6. Generalization and Symmetry Considerations

The emergence of the out-of-plane SOT channel reflects deeper symmetry principles:

• In nonmagnetic materials, only the orthogonal configuration of $J$, $\sigma$, and $E$ is allowed, by mirror plane and threefold rotation symmetry.
• In ferromagnets with in-plane magnetization parallel to field ($\mathbf{m} \parallel E$), mirror symmetry is broken, enabling the collinear $(J_s, \sigma)$ channel. This symmetry-activated route underpins the capacity to drive large-angle dynamics without bias or constraining geometry.

Moreover, in systems with antiferromagnetic underlayers (e.g., IrMn), broken magnetic symmetry can further allow out-of-plane damping-like channels (measurable as anomalous SOT efficiency and out-of-plane spin polarization), consistent with both spin Hall and Rashba–Edelstein symmetry analysis (Zhou et al., 2020).
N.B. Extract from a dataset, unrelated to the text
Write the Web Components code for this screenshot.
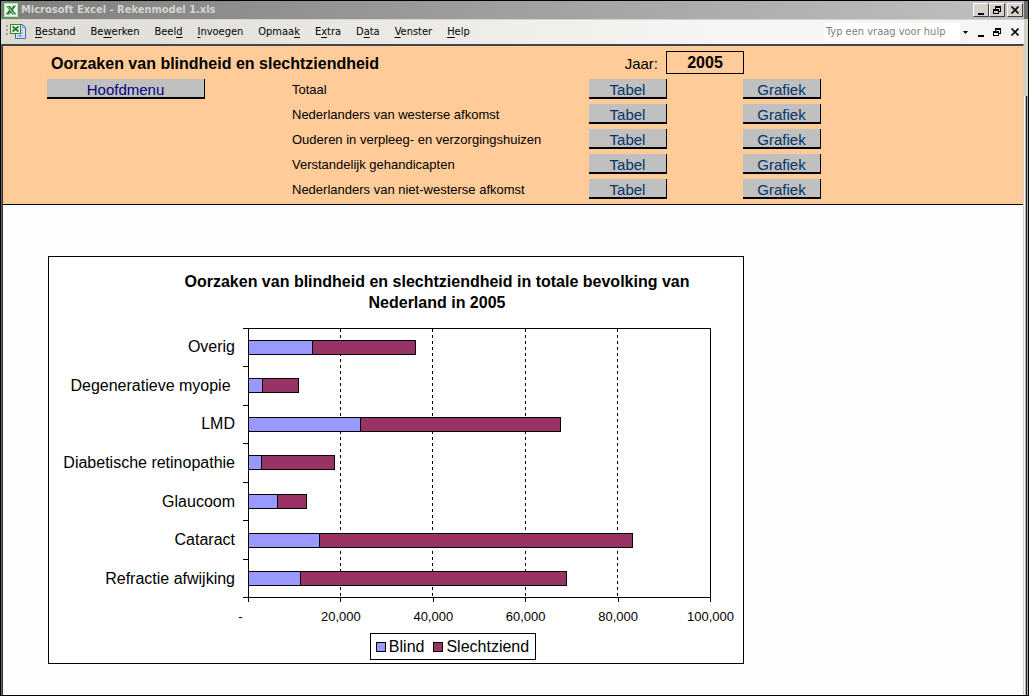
<!DOCTYPE html>
<html lang="nl">
<head>
<meta charset="utf-8">
<title>Microsoft Excel - Rekenmodel 1.xls</title>
<style>
  html, body { margin: 0; height: 100%; }
  body { font-family: "Liberation Sans", Arial, sans-serif; color: #000; background: #fff; }
</style>
</head>
<body>
<excel-window></excel-window>

<template id="t-window">
  <style>
    :host { display: grid; grid-template-columns: minmax(0, 1fr) auto; box-sizing: border-box; min-height: 100vh;
      border: 1px solid #000; background: #fefefe; --ui: "DejaVu Sans Condensed", "Noto Sans", sans-serif; }
    .app { display: flex; flex-direction: column; min-width: 0; }
    .sheet { flex: 1; border-top: 2px solid #45454b; border-left: 1px solid #66666a; border-right: 1px solid #d6d2ca;
      box-shadow: inset 1px 0 0 #333; padding-left: 1px; }
    rekenmodel-chart { margin: 51px 0 24px 45px; }
    .edge { display: flex; flex-direction: column; width: 4px; }
    .edge .caption { height: 18px; background: #6e6e6e; }
    .edge .bar { height: 77px; background: #d6d2ca; }
    .edge .rest { flex: 1; background: linear-gradient(90deg, #fff 0 1px, #aaa 1px 2px, #222 2px 3px, #aaa 3px 4px); }
  </style>
  <div class="app">
    <title-bar>Microsoft Excel - Rekenmodel 1.xls</title-bar>
    <menu-bar></menu-bar>
    <main class="sheet">
      <choice-panel></choice-panel>
      <rekenmodel-chart>Oorzaken van blindheid en slechtziendheid in totale bevolking van Nederland in 2005</rekenmodel-chart>
    </main>
  </div>
  <div class="edge"><div class="caption"></div><div class="bar"></div><div class="rest"></div></div>
</template>

<template id="t-title">
  <style>
    :host { display: flex; align-items: center; gap: 2px; height: 18px; padding: 0 1px 0 2px;
      background: linear-gradient(90deg, #7f7f7f, #c0c0c0); }
    h1 { flex: 1; margin: 0; font: bold 11px/18px var(--ui); color: #d8d4cc; white-space: nowrap; }
    svg { display: block; flex: none; }
  </style>
  <svg width="16" height="16" viewBox="0 0 16 16" aria-hidden="true">
    <rect x=".5" y=".5" width="15" height="15" fill="#f4faf1" stroke="#5c9a52"/>
    <rect x="1.5" y="1.5" width="13" height="13" fill="none" stroke="#c4dfbc"/>
    <path d="M3 4h4l1.500 2L10.500 3.500H13l-3 4.500 3.500 4.500H9L8 10.500 6 12.500H2.500L6 8z" fill="#2c8436"/>
    <path d="M4.500 4.500L11 12" stroke="#c3e4bb" stroke-width="1"/>
  </svg>
  <h1><slot></slot></h1>
  <window-controls raised></window-controls>
</template>

<template id="t-controls">
  <style>
    :host { display: flex; }
    button { box-sizing: border-box; width: 16px; height: 14px; padding: 0; border: 0; background: none; color: #000;
      display: flex; align-items: center; justify-content: center; }
    button:last-child { margin-left: 2px; }
    :host([raised]) button { background: #d6d2ca; border: 1px solid; border-color: #fff #404040 #404040 #fff; }
    svg { display: block; flex: none; }
  </style>
  <button aria-label="Minimaliseren"><svg width="12" height="12" shape-rendering="crispEdges"><path d="M3 9h6v2H3z"/></svg></button>
  <button aria-label="Verkleinen"><svg width="12" height="12" shape-rendering="crispEdges"><path d="M4 2h6v6H8V7h1V4H5v1H4zM2 5h6v5H2zM3 7v2h4V7z" fill-rule="evenodd"/></svg></button>
  <button aria-label="Sluiten"><svg width="12" height="12"><path d="M2.500 2.500l7 7M9.500 2.500l-7 7" stroke="#000" stroke-width="1.700"/></svg></button>
</template>

<template id="t-menu">
  <style>
    :host { display: flex; align-items: center; height: 25px; box-sizing: border-box; border-top: 1px solid #d6d2ca;
      padding: 0 1px 0 4px; background: linear-gradient(90deg, #dedbd5, #f6f5f3 70%); font: 11px/14px var(--ui); }
    .icon { display: block; flex: none; margin-right: 8px; }
    nav { flex: 1; display: flex; gap: 15px; }
    nav button { padding: 0; border: 0; background: none; font: inherit; color: #000; white-space: nowrap; }
    u { text-underline-offset: 2px; }
    .help { display: flex; width: 147px; height: 18px; margin-right: 2px; }
    .help input { flex: 1; min-width: 0; border: 0; padding: 0 2px; background: #fff; font: inherit; }
    .help input::placeholder { color: #808080; opacity: 1; }
    .help button { width: 11px; padding: 0; border: 0; background: #f5f4f2; display: flex; align-items: center; justify-content: center; }
  </style>
  <svg class="icon" width="22" height="18" viewBox="0 0 22 18" aria-hidden="true">
    <path d="M1 2h2v2H1zM1 6h2v2H1zM1 10h2v2H1z" fill="#a5a29b"/>
    <path d="M10.500 1.500h7l3 3v11h-10z" fill="#dbe8fa" stroke="#4069b0"/>
    <path d="M17.500 1.500v3h3M12 7h6M12 10h6M12 13h6M15 5v9" fill="none" stroke="#6f96d4"/>
    <rect x="5.500" y="1.500" width="10" height="9" fill="#eaf5e5" stroke="#37852f"/>
    <path d="M7.500 3.500l6 5M13.500 3.500l-6 5" stroke="#1f7a2b" stroke-width="1.700"/>
  </svg>
  <nav aria-label="Menu">
    <button><u>B</u>estand</button><button>Be<u>w</u>erken</button><button>Beel<u>d</u></button><button><u>I</u>nvoegen</button><button>Opmaa<u>k</u></button><button>E<u>x</u>tra</button><button>D<u>a</u>ta</button><button><u>V</u>enster</button><button><u>H</u>elp</button>
  </nav>
  <div class="help">
    <input type="text" aria-label="Typ een vraag voor hulp" placeholder="Typ een vraag voor hulp">
    <button aria-label="Vragen tonen"><svg width="5" height="3"><path d="M0 0h5L2.500 3z"/></svg></button>
  </div>
  <window-controls></window-controls>
</template>

<template id="t-panel">
  <style>
    :host { display: grid; grid-template-columns: 158px 87px 297px 77px 77px 78px; grid-auto-rows: 25px;
      padding: 4px 0 4px 44px; background: #fc9; border-bottom: 1px solid #000; }
    h2 { grid-column: 1 / 4; margin: 0; padding-left: 4px; font-size: 16px; line-height: 28px; }
    .year { grid-column: 4; text-align: right; padding-right: 8px; font-size: 15px; line-height: 28px; }
    input { grid-column: 5; box-sizing: border-box; width: 78px; height: 23px; margin: 1px 0 0; padding: 1px 0 0;
      border: 1px solid #000; background: none; font: bold 16px/20px "Liberation Sans", Arial, sans-serif; color: #000; text-align: center; }
    .main { grid-column: 1; }
    .name { grid-column: 3; padding-top: 4px; font-size: 13px; line-height: 21px; }
    .table { width: 78px; }
    .graph { grid-column: 6; }
  </style>
  <h2>Oorzaken van blindheid en slechtziendheid</h2>
  <label class="year" for="year">Jaar:</label><input id="year" type="text" value="2005" readonly>
  <sheet-button class="main" style="--ink:#000080">Hoofdmenu</sheet-button>
</template>

<template id="t-button">
  <style>
    :host { display: block; padding-top: 4px; }
    button { display: block; box-sizing: border-box; width: 100%; height: 20px; padding: 2px 0 0; border: 0;
      border-right: 1px solid #000; border-bottom: 2px solid #000; background: #c0c0c0;
      font: 15px/18px "Liberation Sans", Arial, sans-serif; color: var(--ink, #003366); }
  </style>
  <button><slot></slot></button>
</template>

<template id="t-chart">
  <style>
    :host { display: block; box-sizing: border-box; max-width: 696px; border: 1px solid #000; padding: 14px 0 3px; background: #fff; }
    h3 { margin: 0; padding: 0 42px 0 124px; font-size: 16px; line-height: 21px; text-align: center; }
    .body { display: grid; grid-template-columns: 194px 5px minmax(0, 1fr); padding-right: 32px; margin-top: 15px; }
    .names, .ticks, .bars { display: grid; grid-template-rows: repeat(7, 1fr); height: 270px; box-sizing: border-box; }
    .names span { padding-right: 8px; text-align: right; font-size: 16px; align-self: center; white-space: pre; }
    .ticks { border-bottom: 1px solid #000; }
    .ticks i { border-top: 1px solid #000; }
    .plot { display: grid; grid-template-rows: 268px; border: 1px solid #000; height: 270px; box-sizing: border-box; }
    .lines, .bars { grid-area: 1 / 1; }
    .bars { margin: -1px 0; }
    .lines { display: grid; grid-template-columns: repeat(5, 1fr); }
    .lines i:not(:last-child) { background: repeating-linear-gradient(#000 0 3px, transparent 3px 6px) right / 1px 100% no-repeat; }
    .scale { grid-column: 3; display: flex; justify-content: space-between; }
    .scale span { width: 1px; display: flex; flex-direction: column; align-items: center; font-size: 13px; line-height: 20px; white-space: nowrap; }
    .scale span::before { content: ""; width: 1px; height: 4px; background: #000; margin-bottom: 5px; }
    .scale b { font-weight: normal; }
    .scale span:first-child b { padding-right: 16px; }
    footer { display: flex; justify-content: center; padding-left: 114px; margin-top: 6px; }
    .legend { display: flex; align-items: center; gap: 3px; border: 1px solid #000; padding: 0 6px 0 5px; font-size: 16px; line-height: 25px; }
    .legend i { box-sizing: border-box; width: 10px; height: 10px; border: 1px solid #000; background: #99f; }
    .legend i + span { margin-right: 6px; }
    .legend .low { background: #936; }
    .legend .low + span { margin-right: 0; }
  </style>
  <h3><slot></slot></h3>
  <div class="body">
    <div class="names"></div>
    <div class="ticks"><i></i><i></i><i></i><i></i><i></i><i></i><i></i></div>
    <div class="plot">
      <div class="lines"><i></i><i></i><i></i><i></i><i></i></div>
      <div class="bars"></div>
    </div>
    <div class="scale"><span><b>-</b></span><span><b>20,000</b></span><span><b>40,000</b></span><span><b>60,000</b></span><span><b>80,000</b></span><span><b>100,000</b></span></div>
  </div>
  <footer><div class="legend"><i></i><span>Blind</span><i class="low"></i><span>Slechtziend</span></div></footer>
</template>

<template id="t-bar">
  <style>
    :host { display: flex; align-self: center; height: 15px; }
    i { box-sizing: border-box; border: 1px solid #000; border-left: 0; background: #99f; }
    i + i { background: #936; }
  </style>
  <i></i><i></i>
</template>

<script>
  const define = (name, templateId, setup) => customElements.define(name, class extends HTMLElement {
    constructor() {
      super();
      const root = this.attachShadow({ mode: "open" });
      root.append(document.getElementById(templateId).content.cloneNode(true));
    }
    connectedCallback() {
      if (setup && !this.ready) { this.ready = true; setup(this, this.shadowRoot); }
    }
  });

  const add = (parent, tag, className, text) => {
    const el = document.createElement(tag);
    if (className) el.className = className;
    if (text) el.textContent = text;
    parent.append(el);
    return el;
  };

  const groups = ["Totaal", "Nederlanders van westerse afkomst", "Ouderen in verpleeg- en verzorgingshuizen",
    "Verstandelijk gehandicapten", "Nederlanders van niet-westerse afkomst"];

  // Name, number blind, number with low vision
  const causes = [
    ["Overig", 13900, 22400],
    ["Degeneratieve myopie ", 3000, 7800],
    ["LMD", 24400, 43300],
    ["Diabetische retinopathie", 2800, 15800],
    ["Glaucoom", 6200, 6300],
    ["Cataract", 15500, 67800],
    ["Refractie afwijking", 11200, 57800]
  ];
  const axisMax = 100000;

  define("window-controls", "t-controls");
  define("title-bar", "t-title");
  define("menu-bar", "t-menu");
  define("sheet-button", "t-button");
  define("value-bar", "t-bar", (host, root) => {
    root.querySelectorAll("i").forEach((part, n) => {
      part.style.width = host.getAttribute(n ? "low" : "blind") / axisMax * 100 + "%";
    });
  });
  define("choice-panel", "t-panel", (host, root) => {
    for (const group of groups) {
      add(root, "div", "name", group);
      add(root, "sheet-button", "table", "Tabel");
      add(root, "sheet-button", "graph", "Grafiek");
    }
  });
  define("rekenmodel-chart", "t-chart", (host, root) => {
    for (const [name, blind, low] of causes) {
      add(root.querySelector(".names"), "span", "", name);
      const bar = document.createElement("value-bar");
      bar.setAttribute("blind", blind);
      bar.setAttribute("low", low);
      root.querySelector(".bars").append(bar);
    }
  });
  define("excel-window", "t-window");
</script>
</body>
</html>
7. Implications for Spintronic Oscillator Design

By combining SHE and out-of-plane SOT channels, it is possible to design “easy-plane” SOT oscillators with large cone-angle, bias-free, GHz-range oscillations over substantial device areas. Only a small fractional component of the out-of-plane spin current (few percent) is required to overcome damping and achieve coherent dynamics. This channel engineering facilitates higher output, cleaner voltage swing, and enhanced thermal stability, addressing the main shortcomings of conventional oscillators.

Current research priorities include material optimization for larger $\beta$, improved spin–orbit coupling mechanisms, and precise experimental quantification of out-of-plane SOT efficiency in metallic and engineered ferromagnetic systems (Kubler et al., 2024).